例えば、アウトソーシング業務においては、「業務のプロ」が対応するとはいえ、人的ミスがゼロとは言い切れません。特に、社員情報や顧客情報などは個人情報にあたるため、自社のセキュリティガイドラインに見合った対応ができるか見極めが必要です。次のような点を確認するなどで、業務上のセキュリティ体制を確認しましょう。
- 個人情報の取り扱いに関する規定(ガイドライン)が存在する
- 個人情報や機密情報を適正に管理した実績がある
- 過去に情報漏洩の事故を起こしたことがない
- 個人情報保護に詳しい外部相談先がある
- 情報漏洩の事故に対応するための保険に加入している
DX領域では、利用するSaaSサービスのセキュリティ体制を確認します。SaaSサービスは、ベンダーによって強靱なセキュリティ体制が整備されています。しかし、ベンダーによって対策の取り方が異なるため、その精度は一様ではありません。利用するSaaSサービスではどのようなセキュリティ対策が施されているかも、しっかり確認しておきましょう。
●トラブル時の対応方法にも注意を
SaaSサービスも、オンプレミスと同様にシステム障害を起こす可能性があります。
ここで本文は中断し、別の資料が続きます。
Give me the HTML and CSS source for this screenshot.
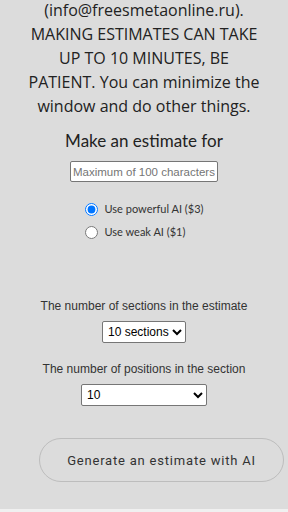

システムの問題が解決するまでは委託している業務が滞ることもあるため、緊急時の対応やサービスの品質保証、責任範囲などを事前にBPaaS事業者と取り決めておくことも大切です。
また、SaaSサービスに付属しているバックアップ機能は、必ずしも「重要なデータを常に保護して必要なときに完全に復元できる」というものではありません。BPaaSを導入する際は、SaaSサービスのデータの保護範囲についても確認し、必要に応じてBPaaS事業者とデータのバックアップに関する取り決めも行っておくとよいでしょう。
BPaaSを効果的に活用しよう!
BPaaSは、豊富な知見を持ったプロの力とITの力を有効活用し、コスト削減や効率向上を実現する新たなアプローチです。「BPOよりも効率的」と評価されることが多く、AIやIoT、RPAなどの最新技術を取り入れた高度なBPaaSも登場し始めています。
あらゆる業界で人材不足が課題となる中、IT人材不足はかなり深刻で、「知識がないためDXが進まない」という企業も珍しくありません。DX推進に悩む企業はもちろん、「少人数でも確実に業務を回したい」「もっとコア業務に集中したい」等の課題がある場合は、ぜひ一度検討してみてはいかがでしょうか。